Time management is another issue. In the U.S., most people are aware of time and tend to value being prompt, Schneer said. “We’re a monochronic society,” she said. “We tend to do things quickly. If you ask someone, ‘How’s the family,’ you expect them to just say, ‘great,” but in some societies you’ll get a complete rundown.”
Schneer, who runs academic conferences in different countries, said the approach to scheduling can come as a shock. “In Latin America and some Middle Eastern nations, people tend to be polychronic, and they take a much more relaxed view of time,” she added. “I was in Spain and having lunch with a colleague who was running an executive MBA class, and I noticed that he was scheduled to start in a few minutes. So, I gently remarked on the time, but he said not to worry. We finally got to the class about 45 minutes after the scheduled start, and to my surprise most of the participants had just started to trickle in.”

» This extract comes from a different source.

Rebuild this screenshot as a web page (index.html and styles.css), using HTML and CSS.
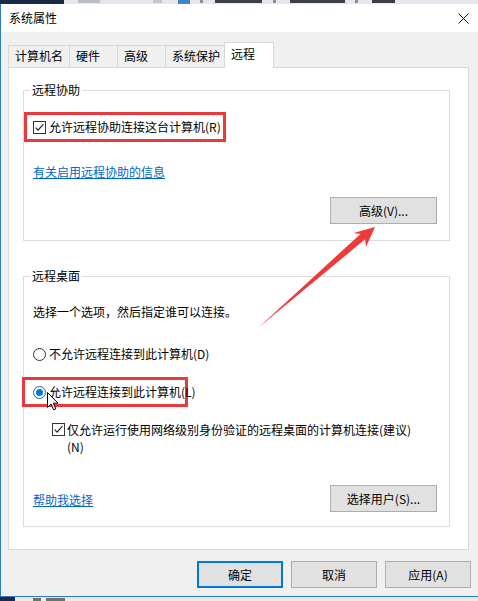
FILE: index.html
```html
<!DOCTYPE html>
<html lang="zh-CN">
<head>
<meta charset="utf-8">
<title>系统属性</title>
<link rel="stylesheet" href="styles.css">
</head>
<body>
<div class="screen">
  <svg class="strip" width="478" height="4" viewBox="0 0 478 4">
    <rect width="478" height="4" fill="#e4e7ec"/>
    <rect width="64" height="4" fill="#1b2a46"/>
    <rect x="78" y="0" width="22" height="3" fill="#b9bec6"/>
    <rect x="153" y="0" width="9" height="3" fill="#c3c7cd"/>
    <rect x="178" y="0" width="12" height="4" fill="#3d86cf"/>
    <rect x="200" y="0" width="3" height="3" fill="#8a8f96"/>
    <rect x="215" y="0" width="47" height="3" fill="#3a3f47"/>
    <rect x="273" y="0" width="3" height="3" fill="#8a8f96"/>
    <rect x="290" y="0" width="55" height="3" fill="#3a3f47"/>
    <rect x="355" y="0" width="3" height="3" fill="#8a8f96"/>
    <rect x="372" y="0" width="23" height="3" fill="#3a3f47"/>
  </svg>
  <div class="window">
    <div class="titlebar">
      <span class="title">系统属性</span>
      <svg class="close" width="11" height="11" viewBox="0 0 11 11"><path d="M0.5 0.5 L10.5 10.5 M10.5 0.5 L0.5 10.5" stroke="#111" stroke-width="1"/></svg>
    </div>
    <div class="client">
      <div class="tabs">
        <div class="tab">计算机名</div>
        <div class="tab">硬件</div>
        <div class="tab">高级</div>
        <div class="tab">系统保护</div>
        <div class="tab active">远程</div>
      </div>
      <div class="panel">
        <fieldset class="group g1">
          <legend>远程协助</legend>
          <div class="mark mark1">
            <span class="opt">
              <svg class="box" width="13" height="13" viewBox="0 0 13 13"><rect x="0.5" y="0.5" width="12" height="12" fill="#fff" stroke="#333"/><path d="M2.6 6.6 L5.1 9.1 L10.4 3.2" fill="none" stroke="#222" stroke-width="1.2"/></svg>
              <span>允许远程协助连接这台计算机(R)</span>
            </span>
          </div>
          <a class="link link1" href="#">有关启用远程协助的信息</a>
          <div class="btnrow"><button class="btn">高级(V)...</button></div>
        </fieldset>
        <fieldset class="group g2">
          <legend>远程桌面</legend>
          <div class="desc">选择一个选项，然后指定谁可以连接。</div>
          <div class="opt radio-off">
            <svg class="box" width="13" height="13" viewBox="0 0 13 13"><circle cx="6.5" cy="6.5" r="6" fill="#fff" stroke="#333"/></svg>
            <span>不允许远程连接到此计算机(D)</span>
          </div>
          <div class="mark mark2">
            <span class="opt">
              <svg class="box" width="13" height="13" viewBox="0 0 13 13"><circle cx="6.5" cy="6.5" r="6" fill="#fff" stroke="#1f5fa8"/><circle cx="6.5" cy="6.5" r="3.5" fill="#0078d7"/></svg>
              <span>允许远程连接到此计算机(L)</span>
            </span>
          </div>
          <div class="nla">
            <svg class="box nla-box" width="13" height="13" viewBox="0 0 13 13"><rect x="0.5" y="0.5" width="12" height="12" fill="#fff" stroke="#333"/><path d="M2.6 6.6 L5.1 9.1 L10.4 3.2" fill="none" stroke="#222" stroke-width="1.2"/></svg>
            <span>仅允许运行使用网络级别身份验证的远程桌面的计算机连接(建议)<br>(N)</span>
          </div>
          <div class="bottomrow">
            <a class="link link2" href="#">帮助我选择</a>
            <button class="btn">选择用户(S)...</button>
          </div>
        </fieldset>
      </div>
      <div class="footer">
        <button class="fbtn default">确定</button>
        <button class="fbtn">取消</button>
        <button class="fbtn">应用(A)</button>
      </div>
    </div>
  </div>
  <svg class="strip" width="478" height="4" viewBox="0 0 478 4">
    <rect width="478" height="4" fill="#e8eaee"/>
    <rect width="15" height="4" fill="#1b2a46"/>
    <rect x="33" y="1" width="8" height="3" fill="#6d7178"/>
    <rect x="46" y="1" width="19" height="3" fill="#6d7178"/>
  </svg>

  <svg class="arrow" width="478" height="601" viewBox="0 0 478 601">
    <polygon points="258,328 365.1,239.3 366,247 375,227 353.5,233 360.5,233.9" fill="#ee3a3a"/>
  </svg>
  <svg class="cursor" width="12" height="19" viewBox="0 0 12 19">
    <path d="M0.5 0.5 L0.5 15.5 L4 12 L6.6 17.8 L8.8 16.9 L6.3 11.2 L11 11.2 Z" fill="#fff" stroke="#000" stroke-width="1" stroke-linejoin="miter"/>
  </svg>
</div>
</body>
</html>
```

FILE: styles.css
```css
* {
  box-sizing: border-box;
}

html,
body {
  margin: 0;
  padding: 0;
}

body {
  width: 478px;
  height: 601px;
  overflow: hidden;
  background: #f0f0f0;
  color: #000;
  font: 12px/16px "Noto Sans CJK SC", "Microsoft YaHei", sans-serif;
}

.screen {
  position: relative;
  width: 478px;
  height: 601px;
  display: flex;
  flex-direction: column;
}

.strip {
  display: block;
  flex: none;
}

.window {
  flex: 1;
  display: flex;
  flex-direction: column;
  border-left: 1px solid #2f7bc4;
  border-bottom: 1px solid #2f7bc4;
}

.titlebar {
  height: 28px;
  flex: none;
  background: #fff;
  display: flex;
  align-items: center;
  justify-content: space-between;
  padding: 0 9px 0 8px;
}

.close {
  display: block;
}

.client {
  flex: 1;
  background: #f0f0f0;
  padding: 10px 9px 0 7px;
}

.tabs {
  position: relative;
  z-index: 1;
  display: flex;
  align-items: flex-end;
  height: 25px;
}

.tab {
  height: 22px;
  min-width: 48px;
  padding: 0 6px;
  border: 1px solid #d9d9d9;
  border-bottom: none;
  border-right: none;
  background: #f0f0f0;
  line-height: 20px;
  white-space: nowrap;
}

.tab.active {
  height: 26px;
  min-width: 50px;
  margin-left: -2px;
  margin-bottom: -1px;
  border-right: 1px solid #d9d9d9;
  background: #fff;
  line-height: 22px;
}

.panel {
  height: 483px;
  background: #fff;
  border: 1px solid #d9d9d9;
  padding: 14px 18px 0 14px;
}

.group {
  margin: 0;
  min-width: 0;
  border: 1px solid #dcdcdc;
  padding: 0 12px 16px 9px;
}

.group legend {
  padding: 0 2px;
  margin-left: -3px;
  line-height: 16px;
}

.g2 {
  margin-top: 27px;
  padding-bottom: 14px;
}

.mark {
  height: 30px;
  border: 3px solid #e8393c;
  display: flex;
  align-items: center;
  white-space: nowrap;
}

.mark1 {
  width: 202px;
  margin: 14px 0 0 -9px;
  padding-left: 6px;
}

.mark2 {
  width: 166px;
  margin: 15px 0 0 -11px;
  padding-left: 8px;
}

.opt {
  display: flex;
  align-items: center;
  gap: 3px;
  white-space: nowrap;
}

.box {
  display: block;
  flex: none;
}

.link {
  color: #0066cc;
  text-decoration: underline;
}

.link1 {
  display: block;
  width: max-content;
  margin-top: 22px;
}

.btnrow {
  display: flex;
  justify-content: flex-end;
  margin-top: 17px;
}

.btn {
  width: 107px;
  height: 27px;
  padding: 0;
  background: #e1e1e1;
  border: 1px solid #adadad;
  color: #000;
  font: inherit;
}

.desc {
  margin-top: 20px;
}

.radio-off {
  margin-top: 26px;
}

.nla {
  display: flex;
  align-items: flex-start;
  gap: 2px;
  margin: 14px 0 0 19px;
  line-height: 17px;
}

.nla-box {
  margin-top: 2px;
}

.bottomrow {
  display: flex;
  justify-content: space-between;
  align-items: flex-end;
  margin-top: 30px;
}

.link2 {
  margin-bottom: 4px;
}

.footer {
  display: flex;
  justify-content: flex-end;
  gap: 8px;
  margin: 11px -2px 0 0;
}

.fbtn {
  width: 86px;
  height: 27px;
  padding: 0;
  background: #e1e1e1;
  border: 1px solid #adadad;
  color: #000;
  font: inherit;
}

.fbtn.default {
  border: 2px solid #0078d7;
}

.arrow {
  position: absolute;
  left: 0;
  top: 0;
  pointer-events: none;
}

.cursor {
  position: absolute;
  left: 47px;
  top: 392px;
  pointer-events: none;
}
```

In fact, starting from “hello,” business matters are often handled differently, she noted. “In the U.S. we shake hands when we meet someone, but in some cultures, you hug the other person,” Schneer explained. “Or you may kiss them on the cheek. But which cheek do you start with, and how many times do you kiss them? It can vary from culture to culture.”
These and other kinds of differences are beginning to narrow, however. “We’re seeing some impact from social and other media already,” she said. “Youth in all countries all watch the same videos and play the same interactive games. Because people’s expectations are greatly influenced by the media they’re exposed to at a young age, these will have a big impact. Just look at the way American fast food has infiltrated nations around the world — kids gravitate to them.”